Lennox Lewis airs views on Jarrell Miller’s despicable WBA rankings ban

Lennox Lewis was asked his opinion on the recent six-month rankings ban imposed on Jarrell Miller in the legend’s typical cool style.

The former undisputed heavyweight champion has long been an advocate for clean sport. Lewis was an exemplary example of a top division role model in his day and says all cheats should face sterner punishments.

As it stands, Miller can re-enter the WBA ratings in September and continue his career freely unless something is done by the US boxing commissions.


Airing his view, Lewis is happy more red flags were being raised despite a lack of discipline thereafter.

“Like I said before, there’s no place in boxing for PED’s (performance enhancing drugs),” said Lewis. Until these sentences and penalties become more severe, there will always be someone willing to take that chance to get an edge.

“That said, VADA is getting harder to evade. And they (people who cheat) should know that.”

Despite Lewis pointing out the fact that VADA is catching out those willing to cheat, the punishments need to be far sterner.

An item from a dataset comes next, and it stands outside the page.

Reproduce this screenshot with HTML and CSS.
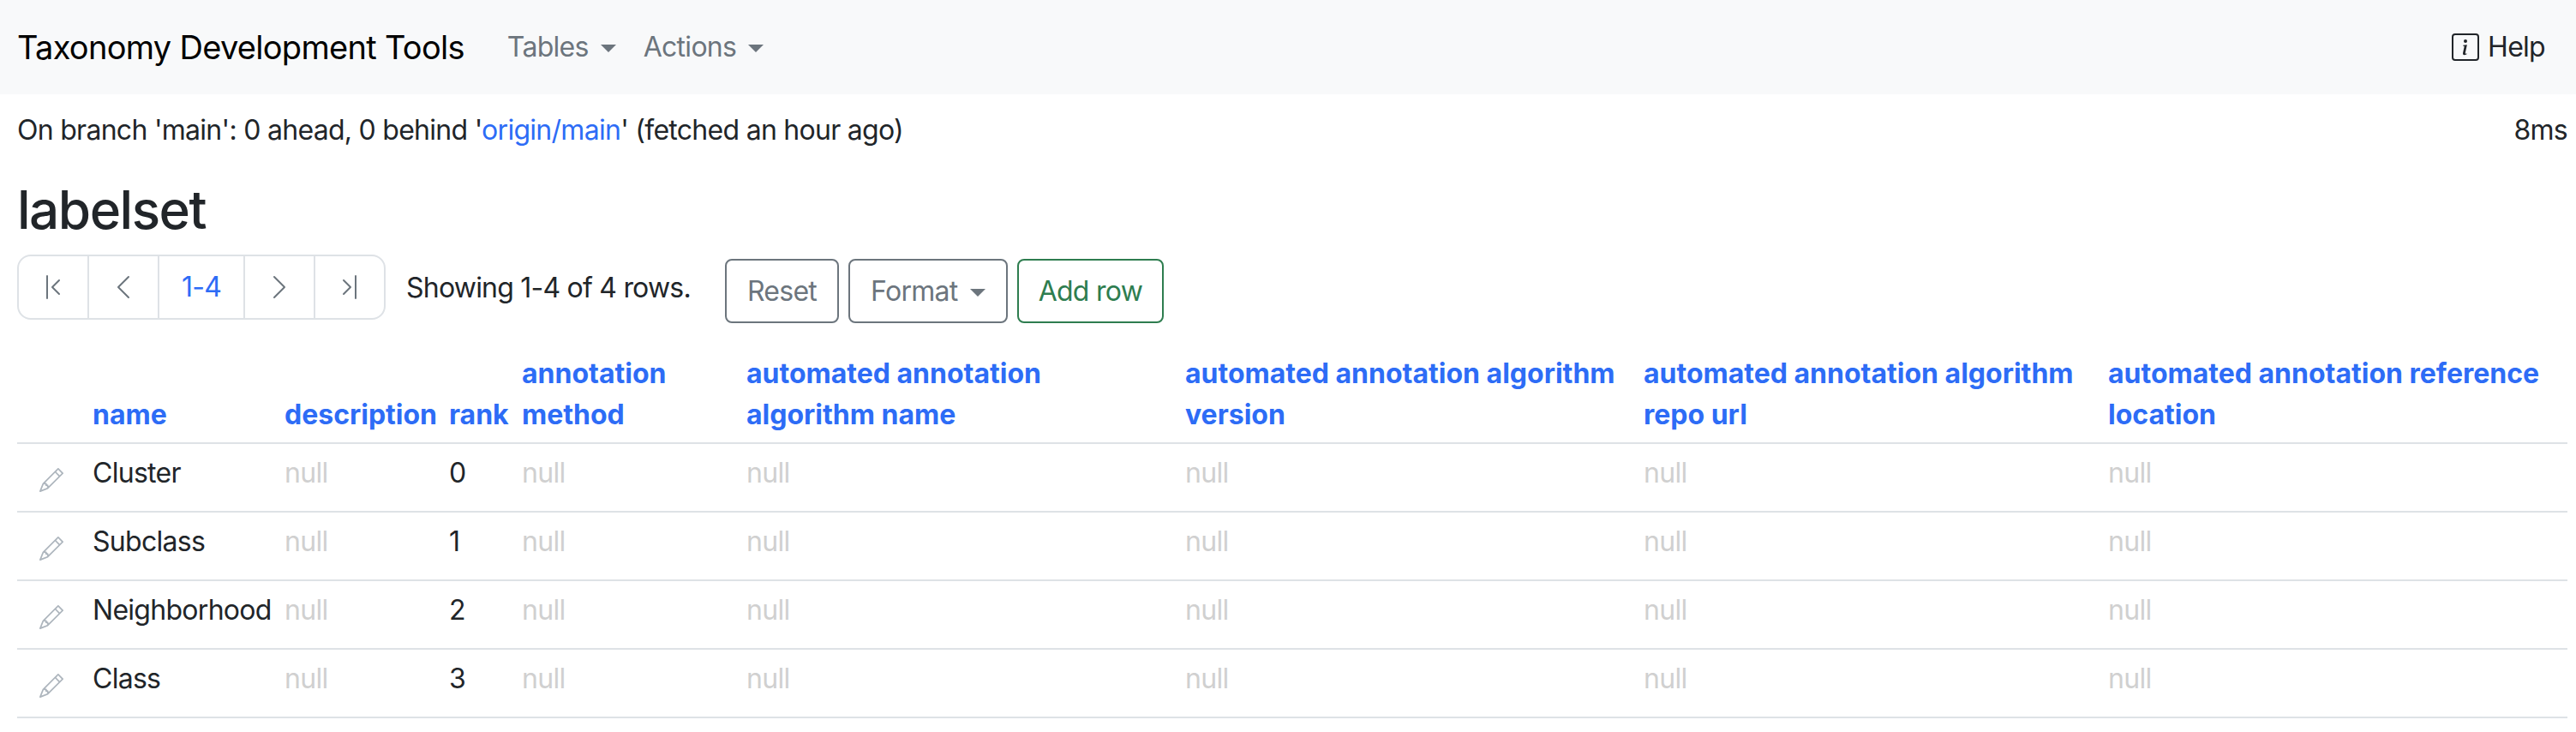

Previously, Lewis had stated VADA should be used in a wider capacity as boxers have the capability to use PED’s on the way up until testing becomes mandatory.


“Not all fighters making their way up in the ranks are required to have VADA testing so they may think they can use them to get up to a certain level and then stop,” he said. “But it becomes a mental thing afterward when you strip a man of his edge. (You) Take his cape away and he’s not so bold!

“(But) There’s no place in boxing for PED’s. Simple as that. Those caught cheating should be severely penalized to a point where they would never ever consider it again,” added Lewis.

Upon testing positive for THREE banned substances, Miller came clean. But only after strenuously denials over the first adverse finding.


“I messed up. There were a lot of ways to handle the situation, I handled it wrong. I’m paying a price for it,” said Miller at the time.

“I messed up a big opportunity. And I’m hurting on the inside. My heart is bleeding right now. I hurt my family, my friends, my team, my supporters.

“But, I’m owning up to it. I’m going to deal with it and I’m going to correct it. I’m going to come back better and I’m humbled by the experience,” he added.


Truth is, Miller may well have fought the positive test as far as he could. If it had not been for two more confirmations against him.

Things must change for the better of the sport before somebody else gets seriously hurt or killed as a direct result of doping.